It also goes down the history as one of the less controversial Nobel Peace Prizes, since the word "peace" is pretty relative. This relativity has been exploited by the Nobel committee who have awarded less deserving people raising multiple eyebrows worldwide and somewhere eroded the charm of the award.
Critics say the Nobel Peace Prize is a "political tool" which is used by the West to promote its narrative. The prize is sometimes given to those with violent pasts, sometimes it was presented to those who cannot even justify the award.
Former US President Barack Obama was awarded the Nobel Peace Prize in 2009 just nine months after taking office. The nomination of the awards had closed 12 days after he had assumed office.
The Dalai Lama in 1989 won the award for being a Tibetan exile.
The Nobel Peace Prize website reads: "The award of the Peace Prize gave the Dalai Lama the opportunity to present a plan for the restoration of peace and human rights in Tibet. In the plan, he had recommended that the country be turned into an ecologically stable and demilitarized zone that might serve as a buffer between major Asian powers."

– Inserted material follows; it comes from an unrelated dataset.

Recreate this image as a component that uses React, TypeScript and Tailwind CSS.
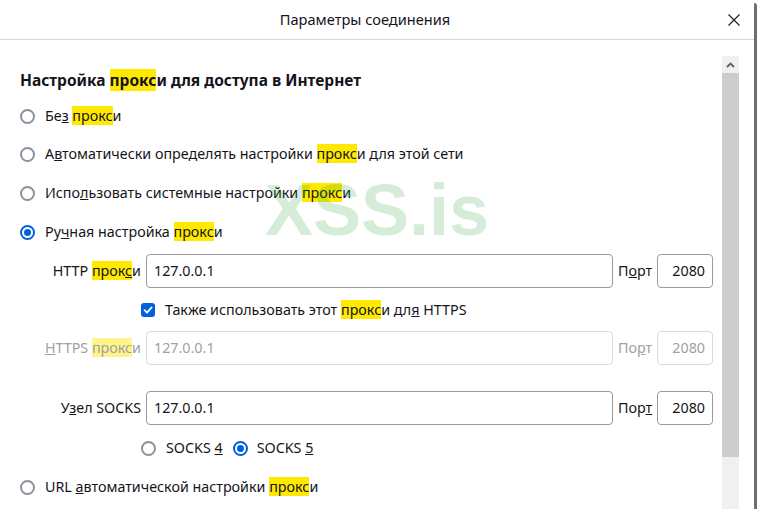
import React from "react";

const font = { fontFamily: '"Noto Sans", "Open Sans", sans-serif' };

function Radio({ checked = false }: { checked?: boolean }) {
  return (
    <span
      className={`flex h-[15px] w-[15px] shrink-0 items-center justify-center rounded-full border-2 bg-white ${
        checked ? "border-[#0061e0]" : "border-[#8f8f9d]"
      }`}
    >
      {checked && <span className="h-[7px] w-[7px] rounded-full bg-[#0061e0]" />}
    </span>
  );
}

function Proksi({ dim = false, key_ = false }: { dim?: boolean; key_?: boolean }) {
  return (
    <>
      <span className={dim ? "bg-[#fff38a]" : "bg-[#ffe900]"}>
        прок{key_ ? <u>с</u> : "с"}
      </span>
      и
    </>
  );
}

function RadioRow({
  checked,
  children,
  className = "",
}: {
  checked?: boolean;
  children: React.ReactNode;
  className?: string;
}) {
  return (
    <div className={`flex h-[24px] items-center gap-[10px] ${className}`}>
      <Radio checked={checked} />
      <span>{children}</span>
    </div>
  );
}

function ProxyField({
  label,
  port,
  value,
  disabled = false,
  className = "",
}: {
  label: React.ReactNode;
  port: React.ReactNode;
  value: string;
  disabled?: boolean;
  className?: string;
}) {
  const border = disabled ? "border-[#dcdcdf]" : "border-[#9a9a9e]";
  const text = disabled ? "text-[#a0a0a8]" : "text-[#15141a]";
  return (
    <div className={`flex h-[34px] items-center ${className}`}>
      <div className={`w-[126px] pr-[5px] text-right ${text}`}>{label}</div>
      <div
        className={`flex h-full flex-1 items-center rounded-[4px] border px-[7px] ${border} ${text}`}
      >
        {value}
      </div>
      <div className={`w-[44px] pl-[5px] ${text}`}>{port}</div>
      <div
        className={`flex h-full w-[56px] items-center justify-end rounded-[4px] border pr-[7px] ${border} ${text}`}
      >
        2080
      </div>
    </div>
  );
}

export default function App() {
  return (
    <div
      className="flex h-[509px] w-[758px] overflow-hidden bg-white text-[14.3px] text-[#15141a]"
      style={font}
    >
      <div className="flex w-[754px] flex-col">
        <div className="flex h-[40px] shrink-0 items-center border-b border-[#d6d6d6]">
          <div className="flex flex-1 justify-center pl-[2px] text-[14.6px]">
            Параметры соединения
          </div>
          <svg width="12" height="12" viewBox="0 0 12 12" className="mr-[14px]">
            <path d="M0.5 0.5 11.5 11.5 M11.5 0.5 0.5 11.5" stroke="#222" strokeWidth="1.2" />
          </svg>
        </div>
        <div className="flex flex-1">
          <div className="relative flex flex-1 flex-col pl-[20px] pr-[9px] pt-[30px]">
            <div className="flex h-[22px] items-center text-[15.5px] font-bold">
              <span>
                Настройка <Proksi /> для доступа в Интернет
              </span>
            </div>
            <RadioRow className="mt-[12px]">
              Бе<u>з</u> <Proksi />
            </RadioRow>
            <RadioRow className="mt-[14px]">
              А<u>в</u>томатически определять настройки <Proksi /> для этой сети
            </RadioRow>
            <RadioRow className="mt-[15px]">
              Испо<u>л</u>ьзовать системные настройки <Proksi />
            </RadioRow>
            <RadioRow checked className="mt-[15px]">
              Ру<u>ч</u>ная настройка <Proksi />
            </RadioRow>

            <ProxyField
              className="mt-[10px]"
              label={
                <>
                  HTTP <Proksi key_ />
                </>
              }
              port={
                <>
                  П<u>о</u>рт
                </>
              }
              value="127.0.0.1"
            />

            <div className="mt-[10px] flex h-[24px] items-center gap-[10px] pl-[121px]">
              <span className="flex h-[14px] w-[14px] items-center justify-center rounded-[3px] bg-[#0061e0]">
                <svg width="10" height="10" viewBox="0 0 10 10">
                  <path
                    d="M1.5 5.2 4 7.6 8.6 2.4"
                    fill="none"
                    stroke="white"
                    strokeWidth="1.8"
                    strokeLinecap="round"
                    strokeLinejoin="round"
                  />
                </svg>
              </span>
              <span>
                Также использовать этот <Proksi /> дл<u>я</u> HTTPS
              </span>
            </div>

            <ProxyField
              className="mt-[9px]"
              disabled
              label={
                <>
                  <u>H</u>TTPS <Proksi dim />
                </>
              }
              port={
                <>
                  По<u>р</u>т
                </>
              }
              value="127.0.0.1"
            />

            <ProxyField
              className="mt-[26px]"
              label={
                <>
                  У<u>з</u>ел SOCKS
                </>
              }
              port={
                <>
                  Пор<u>т</u>
                </>
              }
              value="127.0.0.1"
            />

            <div className="mt-[11px] flex h-[24px] items-center pl-[121px]">
              <Radio />
              <span className="ml-[10px]">
                SOCKS <u>4</u>
              </span>
              <span className="ml-[10px]">
                <Radio checked />
              </span>
              <span className="ml-[9px]">
                SOCKS <u>5</u>
              </span>
            </div>

            <RadioRow className="mt-[15px]">
              URL <u>а</u>втоматической настройки <Proksi />
            </RadioRow>

            <div
              className="pointer-events-none absolute left-[265px] top-[134px] text-[72px] font-bold leading-none text-[rgba(40,160,60,0.2)]"
              style={{ fontFamily: '"Liberation Sans", Arial, sans-serif' }}
            >
              XSS.is
            </div>
          </div>
          <div className="mt-[16px] flex w-[17px] flex-col bg-[#f0f0f0]">
            <div className="flex h-[17px] items-center justify-center">
              <svg width="9" height="6" viewBox="0 0 9 6">
                <path d="M1 5 4.5 1.5 8 5" fill="none" stroke="#606060" strokeWidth="1.8" />
              </svg>
            </div>
            <div className="h-[384px] bg-[#cdcdcd]" />
          </div>
          <div className="w-[15px]" />
        </div>
      </div>
      <div className="mt-[3px] w-[3px] rounded-tr-[3px] bg-[#6e6e6e]" />
      <div className="w-[1px]" />
    </div>
  );
}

However, 31 years on, there is still no peace in Tibet. It is not the only Peace Prize that was extremely hasty. In 1991, Aung San Suu Kyi was awarded the Nobel Prize for "her non-violent struggle for democracy and human rights" back then she was a political prisoner. Today, she is the de-facto leader of Myanmar and under her at least 24,000 Rohingya Muslims have been killed in the country's Rakhine State and 700,000 others have fled Myanmar.
The biggest irony of the Nobel Peace Prize is that one of the world's strongest symbols of peace was never honoured - Mahatma Gandhi's nomination was never considered. He was nominated for the Peace Prize in 1937, 1938, 1939, 1947 and shortly before he was assassinated in 1948. However, the year he died the Norwegian Nobel Committee decided to make no award.
It said: "There was no suitable living candidate." The Nobel Committee now calls Gandhi the "missing laureate".